**Record excerpts:**
------------------------------------------------------------

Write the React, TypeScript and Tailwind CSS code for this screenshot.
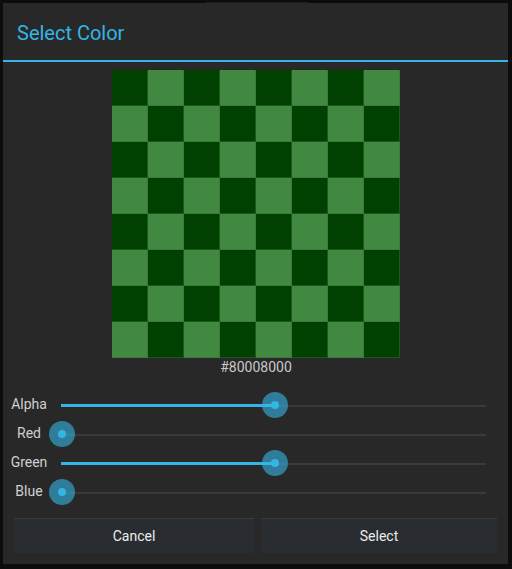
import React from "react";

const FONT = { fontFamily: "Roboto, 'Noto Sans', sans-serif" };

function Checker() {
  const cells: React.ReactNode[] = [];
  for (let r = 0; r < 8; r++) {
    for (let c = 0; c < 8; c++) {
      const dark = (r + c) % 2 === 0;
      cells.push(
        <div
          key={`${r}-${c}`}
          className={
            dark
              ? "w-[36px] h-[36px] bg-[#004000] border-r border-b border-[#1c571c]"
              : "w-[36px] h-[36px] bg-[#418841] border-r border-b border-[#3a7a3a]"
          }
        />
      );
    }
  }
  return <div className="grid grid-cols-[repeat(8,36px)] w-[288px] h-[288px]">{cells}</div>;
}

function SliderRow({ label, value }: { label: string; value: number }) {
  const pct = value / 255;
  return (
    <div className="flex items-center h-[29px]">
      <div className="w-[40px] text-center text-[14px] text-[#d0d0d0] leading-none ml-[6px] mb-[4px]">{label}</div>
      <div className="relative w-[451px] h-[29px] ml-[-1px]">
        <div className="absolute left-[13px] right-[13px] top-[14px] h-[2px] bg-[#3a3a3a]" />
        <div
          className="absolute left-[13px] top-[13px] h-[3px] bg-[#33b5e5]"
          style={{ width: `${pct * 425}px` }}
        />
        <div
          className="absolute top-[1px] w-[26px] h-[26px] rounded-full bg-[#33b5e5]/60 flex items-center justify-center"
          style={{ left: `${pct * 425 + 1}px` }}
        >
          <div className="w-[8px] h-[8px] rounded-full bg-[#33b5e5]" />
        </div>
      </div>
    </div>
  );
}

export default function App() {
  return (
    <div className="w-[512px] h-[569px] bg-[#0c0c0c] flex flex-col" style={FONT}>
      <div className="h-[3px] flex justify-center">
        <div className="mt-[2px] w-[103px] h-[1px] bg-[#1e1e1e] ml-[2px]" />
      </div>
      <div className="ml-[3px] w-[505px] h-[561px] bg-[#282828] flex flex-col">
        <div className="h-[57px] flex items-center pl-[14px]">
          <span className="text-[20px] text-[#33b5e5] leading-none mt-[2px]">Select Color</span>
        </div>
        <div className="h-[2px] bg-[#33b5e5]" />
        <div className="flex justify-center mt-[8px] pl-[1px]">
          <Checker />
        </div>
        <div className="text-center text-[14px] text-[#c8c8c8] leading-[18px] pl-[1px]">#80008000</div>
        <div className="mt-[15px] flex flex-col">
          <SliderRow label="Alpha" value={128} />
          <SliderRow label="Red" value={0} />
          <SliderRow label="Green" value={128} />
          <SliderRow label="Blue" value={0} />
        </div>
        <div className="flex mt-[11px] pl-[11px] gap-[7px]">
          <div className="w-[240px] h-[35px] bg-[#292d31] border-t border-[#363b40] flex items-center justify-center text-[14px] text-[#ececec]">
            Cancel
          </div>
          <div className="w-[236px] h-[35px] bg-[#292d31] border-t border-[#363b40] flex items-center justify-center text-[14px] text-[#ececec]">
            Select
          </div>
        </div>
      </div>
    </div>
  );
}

------------------------------------------------------------

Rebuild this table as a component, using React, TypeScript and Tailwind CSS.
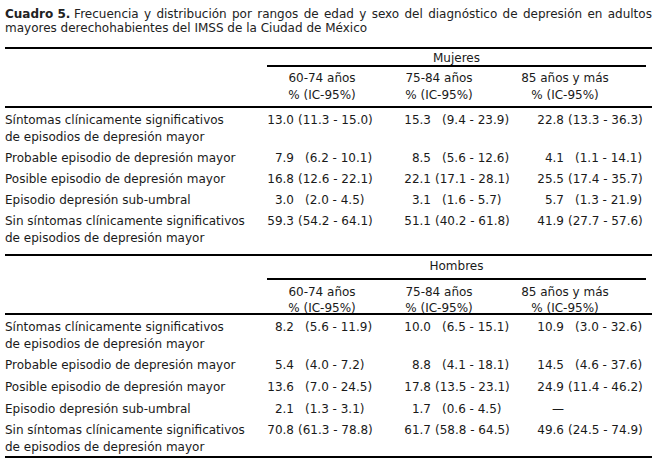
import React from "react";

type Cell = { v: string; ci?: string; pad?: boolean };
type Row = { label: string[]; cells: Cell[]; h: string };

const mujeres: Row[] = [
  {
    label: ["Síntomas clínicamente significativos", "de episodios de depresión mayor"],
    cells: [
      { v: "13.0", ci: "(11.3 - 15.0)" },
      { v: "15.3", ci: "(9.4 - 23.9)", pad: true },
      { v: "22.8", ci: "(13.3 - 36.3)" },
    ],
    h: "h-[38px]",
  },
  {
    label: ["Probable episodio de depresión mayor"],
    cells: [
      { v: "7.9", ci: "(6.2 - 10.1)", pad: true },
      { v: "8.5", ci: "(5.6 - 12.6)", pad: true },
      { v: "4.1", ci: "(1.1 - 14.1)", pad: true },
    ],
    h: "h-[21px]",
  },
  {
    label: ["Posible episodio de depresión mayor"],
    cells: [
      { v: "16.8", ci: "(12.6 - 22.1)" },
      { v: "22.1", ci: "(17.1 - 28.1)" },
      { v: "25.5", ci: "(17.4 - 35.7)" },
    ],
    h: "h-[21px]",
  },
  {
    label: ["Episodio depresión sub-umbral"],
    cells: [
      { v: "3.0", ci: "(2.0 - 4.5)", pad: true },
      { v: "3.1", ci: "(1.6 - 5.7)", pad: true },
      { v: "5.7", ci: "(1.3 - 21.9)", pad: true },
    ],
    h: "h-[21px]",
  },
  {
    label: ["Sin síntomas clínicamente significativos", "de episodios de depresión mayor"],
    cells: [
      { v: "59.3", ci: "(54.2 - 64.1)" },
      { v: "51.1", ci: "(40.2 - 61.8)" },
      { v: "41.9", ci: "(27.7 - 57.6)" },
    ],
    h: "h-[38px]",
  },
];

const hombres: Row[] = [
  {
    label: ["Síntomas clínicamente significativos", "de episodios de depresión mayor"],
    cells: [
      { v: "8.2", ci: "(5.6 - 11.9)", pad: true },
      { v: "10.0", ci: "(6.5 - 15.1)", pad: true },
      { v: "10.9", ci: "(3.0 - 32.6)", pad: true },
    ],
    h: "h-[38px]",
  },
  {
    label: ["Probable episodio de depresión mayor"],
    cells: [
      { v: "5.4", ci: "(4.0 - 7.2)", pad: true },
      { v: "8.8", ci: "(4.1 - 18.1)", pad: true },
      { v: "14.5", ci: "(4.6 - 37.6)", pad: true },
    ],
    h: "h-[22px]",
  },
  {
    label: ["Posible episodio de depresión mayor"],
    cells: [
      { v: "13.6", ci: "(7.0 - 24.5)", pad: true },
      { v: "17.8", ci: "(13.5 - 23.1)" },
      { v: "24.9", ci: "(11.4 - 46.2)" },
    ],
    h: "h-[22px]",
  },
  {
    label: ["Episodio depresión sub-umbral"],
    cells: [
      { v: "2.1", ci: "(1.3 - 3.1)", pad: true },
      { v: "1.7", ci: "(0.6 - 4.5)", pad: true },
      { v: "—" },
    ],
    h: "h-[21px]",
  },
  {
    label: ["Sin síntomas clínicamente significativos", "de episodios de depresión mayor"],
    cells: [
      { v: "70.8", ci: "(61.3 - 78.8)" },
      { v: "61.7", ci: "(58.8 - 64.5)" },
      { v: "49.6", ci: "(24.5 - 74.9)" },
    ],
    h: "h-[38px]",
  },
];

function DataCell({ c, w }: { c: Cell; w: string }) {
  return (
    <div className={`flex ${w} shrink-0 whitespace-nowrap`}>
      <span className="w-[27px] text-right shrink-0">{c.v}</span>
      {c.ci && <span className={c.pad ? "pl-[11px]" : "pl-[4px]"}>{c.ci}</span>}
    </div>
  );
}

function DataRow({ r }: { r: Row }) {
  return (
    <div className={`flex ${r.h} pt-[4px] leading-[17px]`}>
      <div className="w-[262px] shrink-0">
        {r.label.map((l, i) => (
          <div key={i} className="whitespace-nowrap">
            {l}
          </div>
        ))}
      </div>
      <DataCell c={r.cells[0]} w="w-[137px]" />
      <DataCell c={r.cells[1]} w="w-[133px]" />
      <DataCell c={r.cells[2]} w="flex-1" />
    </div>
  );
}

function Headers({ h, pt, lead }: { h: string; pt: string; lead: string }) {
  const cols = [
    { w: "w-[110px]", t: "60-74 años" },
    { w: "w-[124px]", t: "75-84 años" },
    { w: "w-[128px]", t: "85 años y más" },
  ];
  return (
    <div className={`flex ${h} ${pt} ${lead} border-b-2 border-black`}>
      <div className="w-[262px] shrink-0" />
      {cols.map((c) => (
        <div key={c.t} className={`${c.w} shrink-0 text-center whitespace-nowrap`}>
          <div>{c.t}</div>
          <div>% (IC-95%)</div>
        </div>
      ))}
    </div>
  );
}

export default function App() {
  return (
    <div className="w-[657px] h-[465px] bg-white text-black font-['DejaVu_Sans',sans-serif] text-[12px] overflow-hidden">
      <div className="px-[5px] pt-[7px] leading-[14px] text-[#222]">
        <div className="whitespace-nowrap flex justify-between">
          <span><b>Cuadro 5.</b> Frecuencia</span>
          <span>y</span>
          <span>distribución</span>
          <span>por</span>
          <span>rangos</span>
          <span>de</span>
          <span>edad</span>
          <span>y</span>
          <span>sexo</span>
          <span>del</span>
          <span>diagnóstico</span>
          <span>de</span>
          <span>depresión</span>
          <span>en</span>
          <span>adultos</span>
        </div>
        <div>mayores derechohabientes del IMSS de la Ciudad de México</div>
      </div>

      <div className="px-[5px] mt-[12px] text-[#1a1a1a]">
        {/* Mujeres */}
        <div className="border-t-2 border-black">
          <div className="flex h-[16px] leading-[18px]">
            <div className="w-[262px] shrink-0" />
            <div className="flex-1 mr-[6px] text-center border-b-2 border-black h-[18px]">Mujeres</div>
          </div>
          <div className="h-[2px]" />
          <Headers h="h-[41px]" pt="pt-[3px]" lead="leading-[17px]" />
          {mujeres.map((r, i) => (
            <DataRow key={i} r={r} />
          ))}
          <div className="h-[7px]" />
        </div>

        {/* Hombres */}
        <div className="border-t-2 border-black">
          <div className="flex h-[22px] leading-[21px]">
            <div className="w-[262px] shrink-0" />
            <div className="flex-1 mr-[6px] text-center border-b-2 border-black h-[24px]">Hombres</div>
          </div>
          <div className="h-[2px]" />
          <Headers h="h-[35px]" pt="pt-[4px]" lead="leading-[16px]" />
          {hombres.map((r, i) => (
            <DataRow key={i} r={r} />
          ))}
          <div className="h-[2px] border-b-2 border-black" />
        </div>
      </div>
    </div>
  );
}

------------------------------------------------------------

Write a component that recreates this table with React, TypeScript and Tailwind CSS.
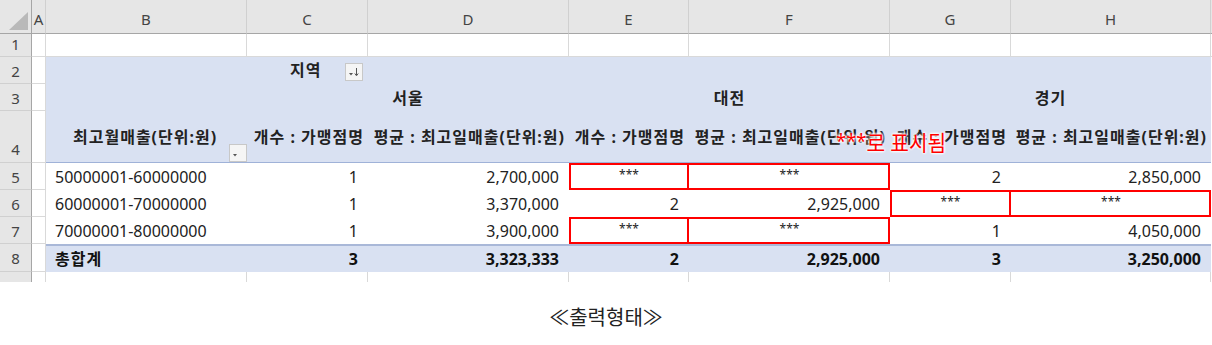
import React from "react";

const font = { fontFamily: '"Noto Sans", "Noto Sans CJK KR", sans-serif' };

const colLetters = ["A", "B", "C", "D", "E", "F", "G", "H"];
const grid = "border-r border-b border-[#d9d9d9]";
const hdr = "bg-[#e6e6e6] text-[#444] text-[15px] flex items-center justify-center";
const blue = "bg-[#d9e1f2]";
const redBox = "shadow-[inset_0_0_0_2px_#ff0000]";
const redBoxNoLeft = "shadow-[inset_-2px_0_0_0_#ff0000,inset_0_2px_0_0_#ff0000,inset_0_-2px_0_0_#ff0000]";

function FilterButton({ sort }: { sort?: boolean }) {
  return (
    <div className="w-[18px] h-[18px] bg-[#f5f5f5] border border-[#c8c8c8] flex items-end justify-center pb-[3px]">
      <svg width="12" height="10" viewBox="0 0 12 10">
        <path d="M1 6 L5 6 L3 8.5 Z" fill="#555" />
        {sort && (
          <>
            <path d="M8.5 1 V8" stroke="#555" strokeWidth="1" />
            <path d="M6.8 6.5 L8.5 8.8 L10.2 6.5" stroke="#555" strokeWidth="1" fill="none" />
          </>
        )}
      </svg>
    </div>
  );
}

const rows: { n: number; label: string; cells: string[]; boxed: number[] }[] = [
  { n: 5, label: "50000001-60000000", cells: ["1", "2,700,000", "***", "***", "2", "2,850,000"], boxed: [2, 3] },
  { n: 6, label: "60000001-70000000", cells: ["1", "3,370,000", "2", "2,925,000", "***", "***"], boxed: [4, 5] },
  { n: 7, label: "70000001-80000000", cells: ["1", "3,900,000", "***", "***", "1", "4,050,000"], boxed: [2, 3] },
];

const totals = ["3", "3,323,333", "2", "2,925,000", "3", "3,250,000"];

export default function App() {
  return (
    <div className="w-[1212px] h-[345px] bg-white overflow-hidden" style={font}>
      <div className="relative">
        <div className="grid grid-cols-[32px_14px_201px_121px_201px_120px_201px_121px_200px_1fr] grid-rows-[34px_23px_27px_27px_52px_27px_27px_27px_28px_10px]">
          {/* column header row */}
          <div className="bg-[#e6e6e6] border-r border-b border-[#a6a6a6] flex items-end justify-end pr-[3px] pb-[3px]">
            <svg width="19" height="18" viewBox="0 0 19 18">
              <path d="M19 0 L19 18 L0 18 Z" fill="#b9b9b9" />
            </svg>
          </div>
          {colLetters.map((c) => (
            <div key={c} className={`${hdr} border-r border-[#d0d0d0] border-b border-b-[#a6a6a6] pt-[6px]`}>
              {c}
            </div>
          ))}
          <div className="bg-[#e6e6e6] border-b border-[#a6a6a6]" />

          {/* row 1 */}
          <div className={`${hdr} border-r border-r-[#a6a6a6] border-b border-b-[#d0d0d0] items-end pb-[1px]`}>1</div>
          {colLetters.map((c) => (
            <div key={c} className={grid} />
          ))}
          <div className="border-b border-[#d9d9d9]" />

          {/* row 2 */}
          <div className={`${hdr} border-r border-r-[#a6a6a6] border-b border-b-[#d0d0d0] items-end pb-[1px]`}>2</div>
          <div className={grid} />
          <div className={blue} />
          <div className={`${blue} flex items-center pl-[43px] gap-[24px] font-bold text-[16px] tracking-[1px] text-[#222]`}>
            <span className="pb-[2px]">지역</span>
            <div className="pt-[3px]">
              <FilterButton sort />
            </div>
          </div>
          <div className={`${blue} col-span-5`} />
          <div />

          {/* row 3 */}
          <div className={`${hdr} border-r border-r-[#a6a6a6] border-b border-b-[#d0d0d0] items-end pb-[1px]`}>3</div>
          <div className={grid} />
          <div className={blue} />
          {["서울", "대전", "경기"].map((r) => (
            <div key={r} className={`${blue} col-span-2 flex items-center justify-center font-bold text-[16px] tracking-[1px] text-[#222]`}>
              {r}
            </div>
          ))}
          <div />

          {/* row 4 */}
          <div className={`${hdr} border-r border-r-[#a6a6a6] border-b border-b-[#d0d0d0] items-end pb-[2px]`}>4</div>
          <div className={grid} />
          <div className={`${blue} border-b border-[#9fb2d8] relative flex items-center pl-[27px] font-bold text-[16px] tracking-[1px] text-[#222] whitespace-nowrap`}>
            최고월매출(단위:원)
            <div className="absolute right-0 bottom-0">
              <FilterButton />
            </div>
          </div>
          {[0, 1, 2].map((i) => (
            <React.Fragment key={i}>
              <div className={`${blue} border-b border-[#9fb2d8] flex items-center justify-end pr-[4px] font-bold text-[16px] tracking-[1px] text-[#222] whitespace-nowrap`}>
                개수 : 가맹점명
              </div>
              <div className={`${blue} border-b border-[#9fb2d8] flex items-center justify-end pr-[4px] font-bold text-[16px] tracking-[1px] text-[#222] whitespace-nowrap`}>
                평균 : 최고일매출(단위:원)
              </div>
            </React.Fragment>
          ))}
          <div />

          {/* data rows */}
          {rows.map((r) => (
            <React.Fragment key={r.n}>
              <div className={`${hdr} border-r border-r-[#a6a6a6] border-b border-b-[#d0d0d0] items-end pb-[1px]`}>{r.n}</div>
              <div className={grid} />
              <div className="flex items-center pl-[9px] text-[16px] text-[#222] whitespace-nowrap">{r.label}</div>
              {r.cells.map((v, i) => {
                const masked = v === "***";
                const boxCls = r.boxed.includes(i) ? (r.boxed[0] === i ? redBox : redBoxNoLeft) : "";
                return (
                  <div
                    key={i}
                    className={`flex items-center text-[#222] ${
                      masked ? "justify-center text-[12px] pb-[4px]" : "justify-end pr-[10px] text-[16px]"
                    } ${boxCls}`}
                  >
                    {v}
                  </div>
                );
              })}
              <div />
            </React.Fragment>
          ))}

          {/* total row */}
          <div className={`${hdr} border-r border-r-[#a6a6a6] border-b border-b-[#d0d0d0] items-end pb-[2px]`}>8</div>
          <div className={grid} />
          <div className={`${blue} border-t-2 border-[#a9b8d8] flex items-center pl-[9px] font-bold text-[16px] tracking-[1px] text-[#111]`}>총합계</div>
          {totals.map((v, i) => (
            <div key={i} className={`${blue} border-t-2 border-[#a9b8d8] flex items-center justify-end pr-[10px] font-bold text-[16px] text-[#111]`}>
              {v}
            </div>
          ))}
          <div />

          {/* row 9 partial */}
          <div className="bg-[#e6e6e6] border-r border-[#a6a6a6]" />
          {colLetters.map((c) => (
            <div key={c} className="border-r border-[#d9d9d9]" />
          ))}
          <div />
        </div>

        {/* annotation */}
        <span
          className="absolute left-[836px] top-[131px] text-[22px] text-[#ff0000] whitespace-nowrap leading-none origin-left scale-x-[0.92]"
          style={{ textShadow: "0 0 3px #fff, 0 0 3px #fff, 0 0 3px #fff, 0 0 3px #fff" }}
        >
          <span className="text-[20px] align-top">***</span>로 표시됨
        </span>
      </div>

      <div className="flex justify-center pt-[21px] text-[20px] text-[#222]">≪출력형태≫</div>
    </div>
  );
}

------------------------------------------------------------

**What is needed:** Your task is to retype exactly the lines from the one containing "Rebuild this table" through the one containing "string[]; cells: Cell[];", leaving every picture out.

**Result of the exercise:**
Rebuild this table as a component, using React, TypeScript and Tailwind CSS.
import React from "react";

type Cell = { v: string; ci?: string; pad?: boolean };
type Row = { label: string[]; cells: Cell[]; h: string };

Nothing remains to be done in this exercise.